Search code examples
cvideoffmpegyuvlibav

RGB to YUV conversion with libav (ffmpeg) triplicates image


I'm building a small program to capture the screen (using X11 MIT-SHM extension) on video. It works well if I create individual PNG files of the captured frames, but now I'm trying to integrate libav (ffmpeg) to create the video and I'm getting... funny results.
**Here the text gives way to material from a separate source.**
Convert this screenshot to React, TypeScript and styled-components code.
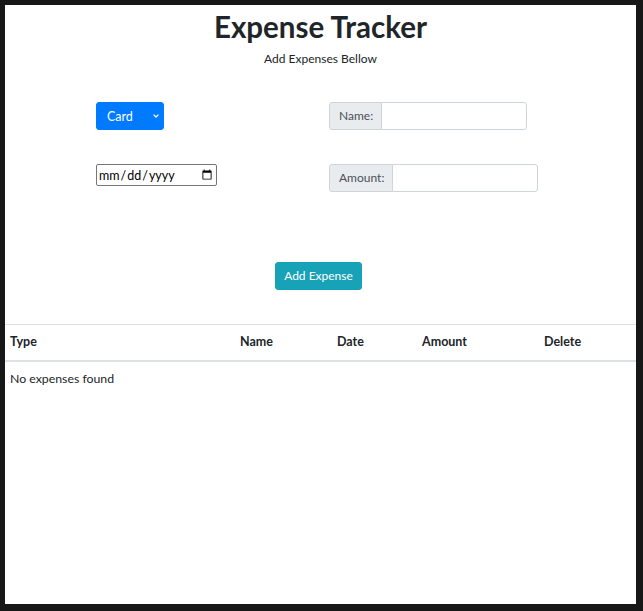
import React from "react";
import styled, { createGlobalStyle } from "styled-components";

const Global = createGlobalStyle`
  html, body { margin: 0; padding: 0; background: #171717; }
  body {
    font-family: "Segoe UI", Lato, "Open Sans", sans-serif;
    font-size: 12px;
    line-height: 1.5;
    color: #212529;
  }
  * { box-sizing: border-box; }
`;

const Frame = styled.div`
  height: 611px;
  padding: 5px 7px 7px 5px;
`;

const Panel = styled.div`
  background: #fff;
  height: 100%;
  display: flex;
  flex-direction: column;
`;

const Header = styled.header`
  text-align: center;
`;

const Title = styled.h1`
  margin: 4px 0 5px;
  font-size: 29.5px;
  font-weight: 700;
  line-height: 36px;
  color: #212529;
`;

const Subtitle = styled.p`
  margin: 0;
  font-size: 12px;
  line-height: 18px;
`;

const Form = styled.form`
  margin-top: 34px;
  padding-left: 91px;
  display: grid;
  grid-template-columns: 233px auto;
  row-gap: 34px;
  align-items: start;
`;

const SelectWrap = styled.div`
  position: relative;
  width: 68px;
  height: 28px;
`;

const Select = styled.select`
  appearance: none;
  -webkit-appearance: none;
  width: 100%;
  height: 100%;
  background: #007bff;
  color: #fff;
  border: 1px solid #007bff;
  border-radius: 3px;
  font-family: inherit;
  font-size: 12.5px;
  padding: 0 0 0 10px;
  outline: none;
`;

const Chevron = styled.svg`
  position: absolute;
  right: 5px;
  top: 12px;
  pointer-events: none;
`;

const DateInput = styled.input`
  width: 121px;
  height: 22px;
  margin: 0;
  padding: 1px 1px;
  border: 1px solid #767676;
  border-radius: 2px;
  font-family: "Segoe UI", Lato, sans-serif;
  font-size: 12.5px;
  color: #000;
  background: #fff;
`;

const InputGroup = styled.div`
  display: flex;
  height: 28px;
`;

const GroupLabel = styled.label`
  display: flex;
  align-items: center;
  padding: 0 8px 0 9px;
  background: #e9ecef;
  border: 1px solid #ced4da;
  border-radius: 3px 0 0 3px;
  color: #495057;
  font-size: 12px;
`;

const GroupInput = styled.input`
  width: 146px;
  height: 100%;
  margin-left: -1px;
  border: 1px solid #ced4da;
  border-radius: 0 3px 3px 0;
  padding: 0 9px;
  font-family: inherit;
  font-size: 12px;
  color: #495057;
  outline: none;
`;

const ButtonRow = styled.div`
  display: flex;
  justify-content: center;
  padding-right: 4px;
  margin-top: 70px;
`;

const Button = styled.button`
  height: 28px;
  padding: 0 8px;
  background: #17a2b8;
  border: 1px solid #17a2b8;
  border-radius: 3px;
  color: #fff;
  font-family: inherit;
  font-size: 12px;
  line-height: 18px;
`;

const Table = styled.div`
  margin-top: 34px;
`;

const Row = styled.div<{ $head?: boolean }>`
  display: grid;
  grid-template-columns: 230px 97px 85px 122px 1fr;
  padding: 8px 0 9px 5px;
  line-height: 18px;
  border-top: ${(p) => (p.$head ? "1px solid #dee2e6" : "none")};
  border-bottom: ${(p) => (p.$head ? "2px solid #dee2e6" : "none")};
`;

const HeadCell = styled.div`
  font-weight: 700;
  font-size: 12.5px;
`;

const EmptyCell = styled.div`
  grid-column: 1 / -1;
  font-size: 12.3px;
`;

export default function App() {
  return (
    <>
      <Global />
      <Frame>
        <Panel>
          <Header>
            <Title>Expense Tracker</Title>
            <Subtitle>Add Expenses Bellow</Subtitle>
          </Header>
          <Form onSubmit={(e) => e.preventDefault()}>
            <SelectWrap>
              <Select defaultValue="Card">
                <option>Card</option>
                <option>Cash</option>
              </Select>
              <Chevron width="6" height="4" viewBox="0 0 6 4">
                <path d="M0.6 0.6 L3 3 L5.4 0.6" fill="none" stroke="#fff" strokeWidth="1.3" />
              </Chevron>
            </SelectWrap>
            <InputGroup>
              <GroupLabel>Name:</GroupLabel>
              <GroupInput type="text" />
            </InputGroup>
            <div>
              <DateInput type="date" />
            </div>
            <InputGroup>
              <GroupLabel>Amount:</GroupLabel>
              <GroupInput type="number" />
            </InputGroup>
          </Form>
          <ButtonRow>
            <Button type="button">Add Expense</Button>
          </ButtonRow>
          <Table>
            <Row $head>
              <HeadCell>Type</HeadCell>
              <HeadCell>Name</HeadCell>
              <HeadCell>Date</HeadCell>
              <HeadCell>Amount</HeadCell>
              <HeadCell>Delete</HeadCell>
            </Row>
            <Row>
              <EmptyCell>No expenses found</EmptyCell>
            </Row>
          </Table>
        </Panel>
      </Frame>
    </>
  );
}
The furthest I've been able to reach is this. The expected result (which is a PNG created directly from the RGB data of the XImage file) is this:

Expected result

However, the result I'm getting is this:

Obtained result

As you can see the colors are funky and the image appears cropped three times. I have a loop where I capture the screen, and first I generate the individual PNG files (currently commented in the code below) and then I try to use libswscale to convert from RGB24 to YUV420:

while (gRunning) {
        printf("Processing frame framecnt=%i \n", framecnt);

        if (!XShmGetImage(display, RootWindow(display, DefaultScreen(display)), img, 0, 0, AllPlanes)) {
            printf("\n Ooops.. Something is wrong.");
            break;
        }

        // PNG generation
        // snprintf(imageName, sizeof(imageName), "salida_%i.png", framecnt);
        // writePngForImage(img, width, height, imageName);

        unsigned long red_mask = img->red_mask;
        unsigned long green_mask = img->green_mask;
        unsigned long blue_mask = img->blue_mask;

        // Write image data
        for (int y = 0; y < height; y++) {
            for (int x = 0; x < width; x++) {
                unsigned long pixel = XGetPixel(img, x, y);

                unsigned char blue = pixel & blue_mask;
                unsigned char green = (pixel & green_mask) >> 8;
                unsigned char red = (pixel & red_mask) >> 16;

                pixel_rgb_data[y * width + x * 3] = red;
                pixel_rgb_data[y * width + x * 3 + 1] = green;
                pixel_rgb_data[y * width + x * 3 + 2] = blue;
            }
        }

        uint8_t* inData[1] = { pixel_rgb_data };
        int inLinesize[1] = { in_w };

        printf("Scaling frame... \n");
        int sliceHeight = sws_scale(sws_context, inData, inLinesize, 0, height, pFrame->data, pFrame->linesize);

        printf("Obtained slice height: %i \n", sliceHeight);
        pFrame->pts = framecnt * (pVideoStream->time_base.den) / ((pVideoStream->time_base.num) * 25);

        printf("Frame pts: %li \n", pFrame->pts);
        int got_picture = 0;

        printf("Encoding frame... \n");
        int ret = avcodec_encode_video2(pCodecCtx, &pkt, pFrame, &got_picture);

//                int ret = avcodec_send_frame(pCodecCtx, pFrame);

        if (ret != 0) {
            printf("Failed to encode! Error: %i\n", ret);
            return -1;
        }

        printf("Succeed to encode frame: %5d - size: %5d\n", framecnt, pkt.size);

        framecnt++;

        pkt.stream_index = pVideoStream->index;
        ret = av_write_frame(pFormatCtx, &pkt);

        if (ret != 0) {
            printf("Error writing frame! Error: %framecnt \n", ret);
            return -1;
        }

        av_packet_unref(&pkt);
    }

I've placed the entire code at this gist. This question right here looks pretty similar to mine, but not quite, and the solution did not work for me, although I think this has something to do with the way the line stride is calculated.


Solution

  • In the end, the error was not in the usage of libav but on the code that fills the pixel data from XImage to the rgb vector. Instead of using:

                    pixel_rgb_data[y * width + x * 3    ] = red;
                    pixel_rgb_data[y * width + x * 3 + 1] = green;
                    pixel_rgb_data[y * width + x * 3 + 2] = blue;
    

    I should have used this:

                    pixel_rgb_data[3 * (y * width + x)    ] = red;
                    pixel_rgb_data[3 * (y * width + x) + 1] = green;
                    pixel_rgb_data[3 * (y * width + x) + 2] = blue;
    

    Somehow I was multiplying only the the horizontal displacement within the matrix, not the vertical displacement. The moment I changed it, it worked perfectly.